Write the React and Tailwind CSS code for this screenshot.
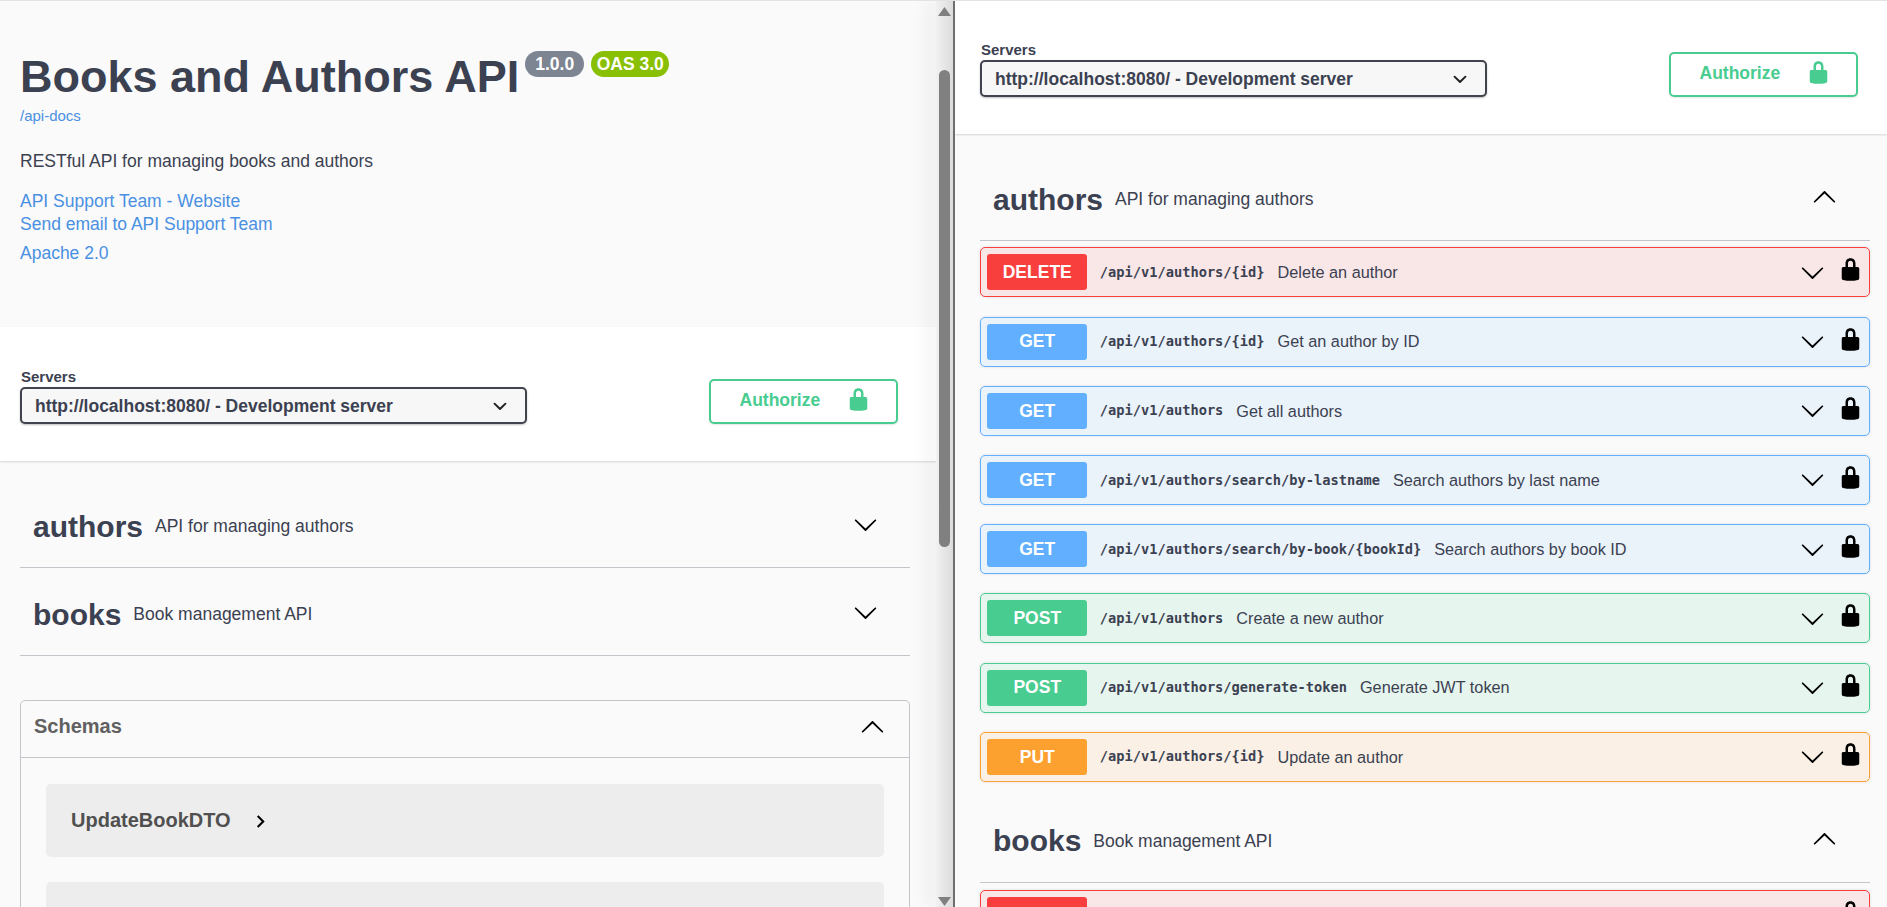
import React from 'react';

const ARROW = 'M17.418 6.109c.272-.268.709-.268.979 0s.271.701 0 .969l-7.908 7.83c-.27.268-.707.268-.979 0l-7.908-7.83c-.27-.268-.27-.701 0-.969.271-.268.709-.268.979 0L10 13.25l7.418-7.141z';
const LOCK = 'M15.8 8H14V5.6C14 2.703 12.665 1 10 1 7.334 1 6 2.703 6 5.6V8H4c-.553 0-1 .646-1 1.199V17c0 .549.428 1.139.951 1.307l1.197.387C5.672 18.861 6.55 19 7.1 19h5.8c.549 0 1.428-.139 1.951-.307l1.196-.387c.524-.167.953-.757.953-1.306V9.199C17 8.646 16.352 8 15.8 8zM12 8H8V5.199C8 3.754 8.797 3 10 3c1.203 0 2 .754 2 2.199V8z';
const SELECT_ARROW = 'M13.418 7.859a.695.695 0 0 1 .978 0 .68.68 0 0 1 0 .969l-3.908 3.83a.697.697 0 0 1-.979 0l-3.908-3.83a.68.68 0 0 1 0-.969.695.695 0 0 1 .978 0L10 11l3.418-3.141z';

const METHOD_STYLES = {
  DELETE: { row: 'border-[#f93e3e] bg-[#f93e3e1a]', button: 'bg-[#f93e3e]' },
  GET: { row: 'border-[#61affe] bg-[#61affe1a]', button: 'bg-[#61affe]' },
  POST: { row: 'border-[#49cc90] bg-[#49cc901a]', button: 'bg-[#49cc90]' },
  PUT: { row: 'border-[#fca130] bg-[#fca1301a]', button: 'bg-[#fca130]' },
};

const AUTHOR_OPS = [
  { method: 'DELETE', path: '/api/v1/authors/{id}', summary: 'Delete an author' },
  { method: 'GET', path: '/api/v1/authors/{id}', summary: 'Get an author by ID' },
  { method: 'GET', path: '/api/v1/authors', summary: 'Get all authors' },
  { method: 'GET', path: '/api/v1/authors/search/by-lastname', summary: 'Search authors by last name' },
  { method: 'GET', path: '/api/v1/authors/search/by-book/{bookId}', summary: 'Search authors by book ID' },
  { method: 'POST', path: '/api/v1/authors', summary: 'Create a new author' },
  { method: 'POST', path: '/api/v1/authors/generate-token', summary: 'Generate JWT token' },
  { method: 'PUT', path: '/api/v1/authors/{id}', summary: 'Update an author' },
];

function Icon({ d, size = 25, box = 20, className = '' }) {
  return (
    <svg viewBox={`0 0 ${box} ${box}`} width={size} height={size} className={`shrink-0 ${className}`} fill="currentColor">
      <path d={d} />
    </svg>
  );
}

function ServerBar({ className }) {
  return (
    <div className={`bg-white shadow-[0_1px_2px_rgba(0,0,0,0.15)] flex items-end justify-between relative ${className}`}>
      <div>
        <div className="text-[15px] leading-[18px] font-bold text-[#3b4151] pl-[1px] mb-[1px]">Servers</div>
        <div className="w-[507px] h-[37px] border-[2.5px] border-[#41444e] rounded-[5px] bg-[#f7f7f7] shadow-[0_1px_2px_rgba(0,0,0,0.25)] flex items-center justify-between pl-[13px] pr-[11px]">
          <span className="text-[17.5px] font-bold text-[#3b4151] pt-[2px]">http://localhost:8080/ - Development server</span>
          <Icon d={SELECT_ARROW} size={28} className="text-[#222]" />
        </div>
      </div>
      <div className="w-[189px] h-[45px] border-[2.5px] border-[#49cc90] rounded-[5px] flex items-center pl-[28.5px] text-[#49cc90] shadow-[0_1px_2px_rgba(0,0,0,0.1)]">
        <span className="text-[17.5px] font-bold mb-[3px]">Authorize</span>
        <Icon d={LOCK} className="ml-[26px] mb-[4px]" />
      </div>
    </div>
  );
}

function TagHeader({ name, description, open, className = '' }) {
  return (
    <div className={`h-[88px] border-b-[1.25px] border-[#c4c5ca] flex items-center justify-between pl-[13px] ${open ? 'pr-[33px]' : 'pr-[32px]'} ${className}`}>
      <div className="flex items-center text-[#3b4151]">
        <span className="text-[30px] font-bold leading-[36px] pt-[6px]">{name}</span>
        <span className="text-[17.5px] ml-[12px] mt-[6px]">{description}</span>
      </div>
      <Icon d={ARROW} className={open ? 'rotate-180 text-black mt-[2px]' : 'text-black mt-[2px]'} />
    </div>
  );
}

function OpRow({ method, label = method, path, summary }) {
  const styles = METHOD_STYLES[method];
  return (
    <div className={`h-[50px] shrink-0 border-[1.25px] rounded-[5px] flex items-center pl-[5.75px] pr-[6px] shadow-[0_0_3px_rgba(0,0,0,0.12)] ${styles.row}`}>
      <div className={`w-[100px] h-[36px] rounded-[3px] flex items-center justify-center text-white font-bold text-[17.5px] shrink-0 pl-[1px] ${styles.button}`}>
        {label}
      </div>
      <span className="ml-[13px] text-[13.7px] font-bold text-[#3b4151] [font-family:'DejaVu_Sans_Mono',monospace]">{path}</span>
      <span className="ml-[13px] text-[16.25px] text-[#3b4151]">{summary}</span>
      <div className="ml-auto flex items-center gap-[13px] text-black">
        <Icon d={ARROW} />
        <Icon d={LOCK} className="mb-[5px]" />
      </div>
    </div>
  );
}

function Scrollbar() {
  return (
    <div className="w-[17px] shrink-0 relative bg-gradient-to-r from-[#f1f1f1] to-[#dcdcdc] shadow-[-12px_0_14px_rgba(0,0,0,0.04)] flex flex-col items-center pt-[6px] pb-[1px]">
      <svg width="13" height="9" viewBox="0 0 13 9" fill="#808080"><path d="M6.5 0L13 9H0z" /></svg>
      <div className="w-[11px] h-[477px] mt-[54px] bg-[#808080] rounded-full" />
      <svg width="13" height="9" viewBox="0 0 13 9" fill="#808080" className="mt-auto"><path d="M0 0h13L6.5 9z" /></svg>
    </div>
  );
}

export default function App() {
  return (
    <div className="h-[907px] overflow-hidden flex bg-[#fafafa] border-t border-[#e3e3e3] [font-family:'Liberation_Sans',Arial,sans-serif]">
      {/* left pane */}
      <div className="w-[936px] shrink-0 overflow-hidden">
        <div className="h-[326px] pt-[48px] pl-[20px]">
          <div className="flex items-start text-[#3b4151]">
            <h1 className="text-[45px] leading-[56px] font-bold">Books and Authors API</h1>
            <span className="ml-[6px] mt-[2px] h-[26px] w-[59px] rounded-full bg-[#7d8492] text-white font-bold text-[17.5px] flex items-center justify-center">1.0.0</span>
            <span className="ml-[7px] mt-[2px] h-[26px] w-[78px] rounded-full bg-[#89bf04] text-white font-bold text-[17.5px] flex items-center justify-center">OAS 3.0</span>
          </div>
          <div className="mt-[1px] text-[15px] leading-[20px] text-[#4990e2]">/api-docs</div>
          <div className="mt-[23px] text-[17.5px] leading-[24px] text-[#3b4151]">RESTful API for managing books and authors</div>
          <div className="mt-[17px] text-[17.5px] leading-[23px] text-[#4990e2]">API Support Team - Website</div>
          <div className="text-[17.5px] leading-[23px] text-[#4990e2]">Send email to API Support Team</div>
          <div className="mt-[6px] text-[17.5px] leading-[23px] text-[#4990e2]">Apache 2.0</div>
        </div>
        <ServerBar className="h-[134px] pt-[42px] pb-[37px] pl-[20px] pr-[38px]" />
        <div className="pl-[20px] pr-[26px]">
          <TagHeader name="authors" description="API for managing authors" className="mt-[19px]" />
          <TagHeader name="books" description="Book management API" />
          <div className="mt-[44px] border-[1.25px] border-[#c4c5ca] rounded-[5px]">
            <div className="h-[57px] border-b-[1.25px] border-[#c4c5ca] flex items-center justify-between pl-[13px] pr-[24px] pb-[7px]">
              <span className="text-[20px] font-bold text-[#606060]">Schemas</span>
              <Icon d={ARROW} className="rotate-180 text-black mt-[3px]" />
            </div>
            <div className="px-[25px] pt-[26px] flex flex-col gap-[25px]">
              <div className="h-[73px] rounded-[5px] bg-[#ededed] flex items-center pl-[25px] text-[#505050]">
                <span className="text-[20px] font-bold mb-[2px]">UpdateBookDTO</span>
                <Icon d="M10 6L8.59 7.41 13.17 12l-4.58 4.59L10 18l6-6z" box={24} className="ml-[17px] mt-[2px] text-black" />
              </div>
              <div className="h-[73px] rounded-[5px] bg-[#ededed]" />
            </div>
          </div>
        </div>
      </div>

      <Scrollbar />
      <div className="w-[2px] shrink-0 bg-[#6e6e6e]" />

      {/* right pane */}
      <div className="flex-1 min-w-0 overflow-hidden">
        <ServerBar className="h-[133px] pt-[41px] pb-[37px] pl-[25px] pr-[29px]" />
        <div className="pl-[25px] pr-[17px]">
          <TagHeader name="authors" description="API for managing authors" open className="mt-[19px]" />
          <div className="mt-[6.4px] flex flex-col gap-[19.2px]">
            {AUTHOR_OPS.map((op) => (
              <OpRow key={op.method + op.path} {...op} />
            ))}
          </div>
          <TagHeader name="books" description="Book management API" open className="mt-[13.2px]" />
          <div className="mt-[7px]">
            <OpRow method="DELETE" label="" path="" summary="" />
          </div>
        </div>
      </div>
    </div>
  );
}
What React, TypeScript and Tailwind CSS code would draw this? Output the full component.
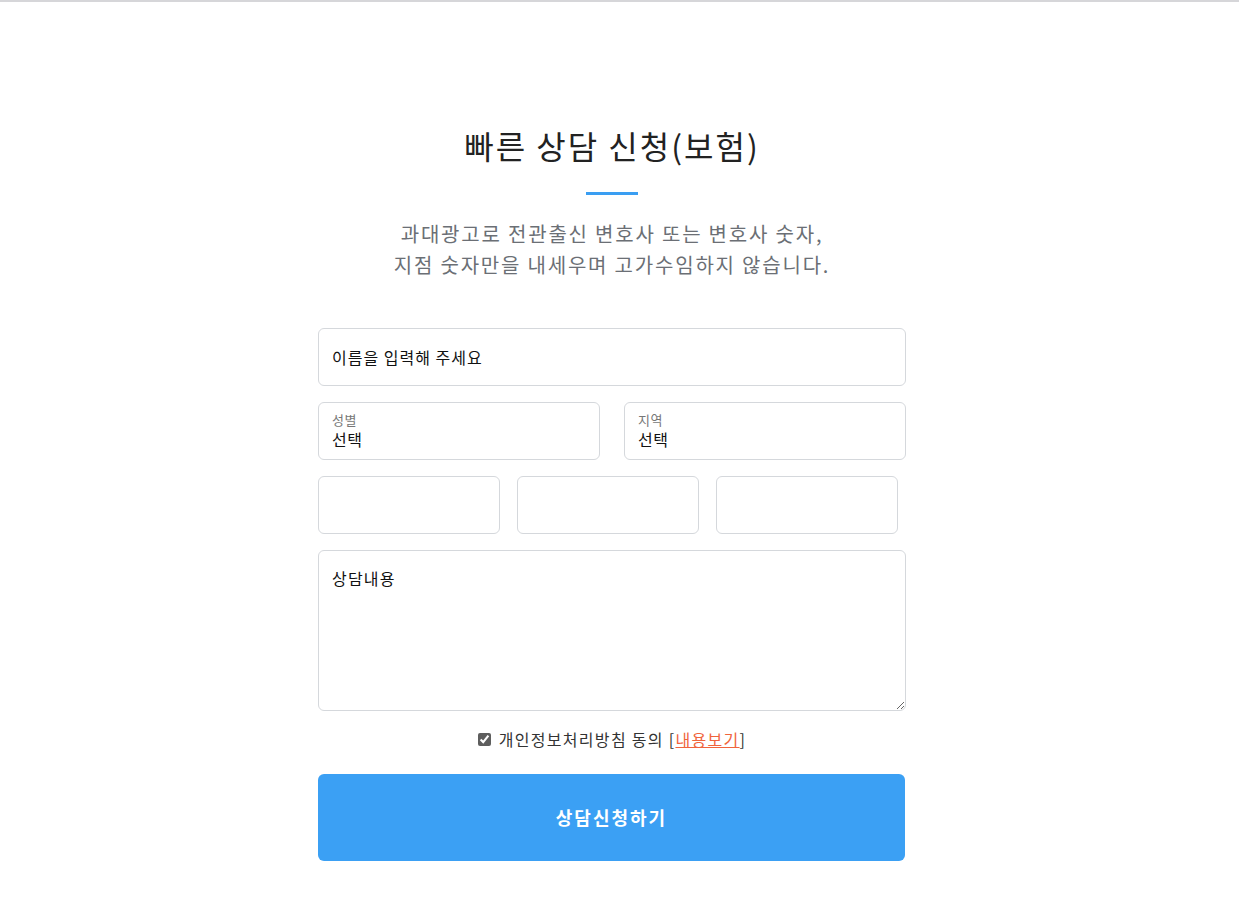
import React, { useState } from 'react';

const font = { fontFamily: '"Noto Sans CJK KR", "Noto Sans", sans-serif' };

const SelectBox: React.FC<{ label: string }> = ({ label }) => (
  <div className="w-[282px] h-[58px] border border-[#d5d8dc] rounded-[6px] px-[13px] pt-[9px] bg-white">
    <div className="text-[13px] leading-[15px] text-[#777] tracking-[0.5px]">{label}</div>
    <div className="mt-[2px] text-[16px] leading-[20px] text-[#111] tracking-[0.5px]">선택</div>
  </div>
);

const App: React.FC = () => {
  const [agree, setAgree] = useState(true);

  return (
    <div className="min-h-screen bg-white" style={font}>
      <div className="h-[2px] bg-[#d6d6d9]" />
      <div className="w-[1224px] flex flex-col items-center pt-[121px]">
        <h1 className="text-[32px] leading-[44px] font-normal text-[#222] tracking-[2px]">빠른 상담 신청(보험)</h1>
        <div className="mt-[25px] w-[52px] h-[3px] bg-[#3a9ef2]" />
        <p className="mt-[23px] text-center text-[20px] leading-[31px] text-[#6b6f75] tracking-[1.8px]">
          과대광고로 전관출신 변호사 또는 변호사 숫자,
          <br />
          지점 숫자만을 내세우며 고가수임하지 않습니다.
        </p>

        <form className="mt-[48px] w-[588px] flex flex-col" onSubmit={e => e.preventDefault()}>
          <input
            type="text"
            placeholder="이름을 입력해 주세요"
            className="w-full h-[58px] border border-[#d5d8dc] rounded-[6px] px-[13px] text-[16px] tracking-[1px] text-[#111] placeholder:text-[#111] outline-none"
          />

          <div className="mt-[16px] flex justify-between">
            <SelectBox label="성별" />
            <SelectBox label="지역" />
          </div>

          <div className="mt-[16px] flex gap-[17px]">
            <input type="text" className="w-[182px] h-[58px] border border-[#d5d8dc] rounded-[6px] px-[13px] text-[16px] outline-none" />
            <input type="text" className="w-[182px] h-[58px] border border-[#d5d8dc] rounded-[6px] px-[13px] text-[16px] outline-none" />
            <input type="text" className="w-[182px] h-[58px] border border-[#d5d8dc] rounded-[6px] px-[13px] text-[16px] outline-none" />
          </div>

          <textarea
            placeholder="상담내용"
            className="mt-[16px] w-full h-[161px] border border-[#d5d8dc] rounded-[6px] px-[13px] py-[15px] text-[16px] leading-[24px] tracking-[1.2px] text-[#111] placeholder:text-[#111] outline-none"
          />

          <div className="mt-[18px] h-[20px] flex items-center justify-center text-[16px] text-[#333] tracking-[1.3px]">
            <input
              type="checkbox"
              checked={agree}
              onChange={e => setAgree(e.target.checked)}
              className="w-[13px] h-[13px] mr-[8px] accent-[#5e5e5e]"
            />
            <span>
              개인정보처리방침 동의 [<a href="#" className="text-[#f0643c] underline">내용보기</a>]
            </span>
          </div>

          <button
            type="submit"
            className="mt-[25px] w-[587px] h-[87px] rounded-[6px] bg-[#3ba0f4] text-white text-[18px] font-bold tracking-[2px]"
          >
            상담신청하기
          </button>
        </form>
      </div>
    </div>
  );
};

export default App;
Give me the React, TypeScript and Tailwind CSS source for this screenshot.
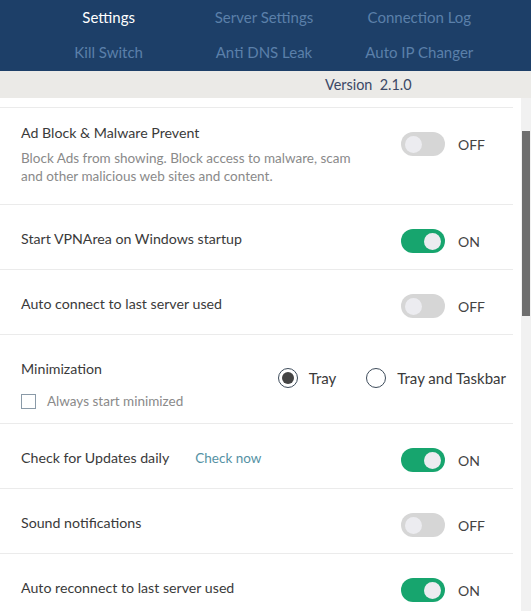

▶ **INSTRUCTIONS TO FOLLOW**: Repeat, with no pictures, each line from the beginning of the data through the line containing "const SELECT_ARROW = 'M13.418", inclusive.

▶ **EXERCISE RESPONSE**:
Write the React and Tailwind CSS code for this screenshot.
import React from 'react';

const ARROW = 'M17.418 6.109c.272-.268.709-.268.979 0s.271.701 0 .969l-7.908 7.83c-.27.268-.707.268-.979 0l-7.908-7.83c-.27-.268-.27-.701 0-.969.271-.268.709-.268.979 0L10 13.25l7.418-7.141z';
const LOCK = 'M15.8 8H14V5.6C14 2.703 12.665 1 10 1 7.334 1 6 2.703 6 5.6V8H4c-.553 0-1 .646-1 1.199V17c0 .549.428 1.139.951 1.307l1.197.387C5.672 18.861 6.55 19 7.1 19h5.8c.549 0 1.428-.139 1.951-.307l1.196-.387c.524-.167.953-.757.953-1.306V9.199C17 8.646 16.352 8 15.8 8zM12 8H8V5.199C8 3.754 8.797 3 10 3c1.203 0 2 .754 2 2.199V8z';
const SELECT_ARROW = 'M13.418 7.859a.695.695 0 0 1 .978 0 .68.68 0 0 1 0 .969l-3.908 3.83a.697.697 0 0 1-.979 0l-3.908-3.83a.68.68 0 0 1 0-.969.695.695 0 0 1 .978 0L10 11l3.418-3.141z';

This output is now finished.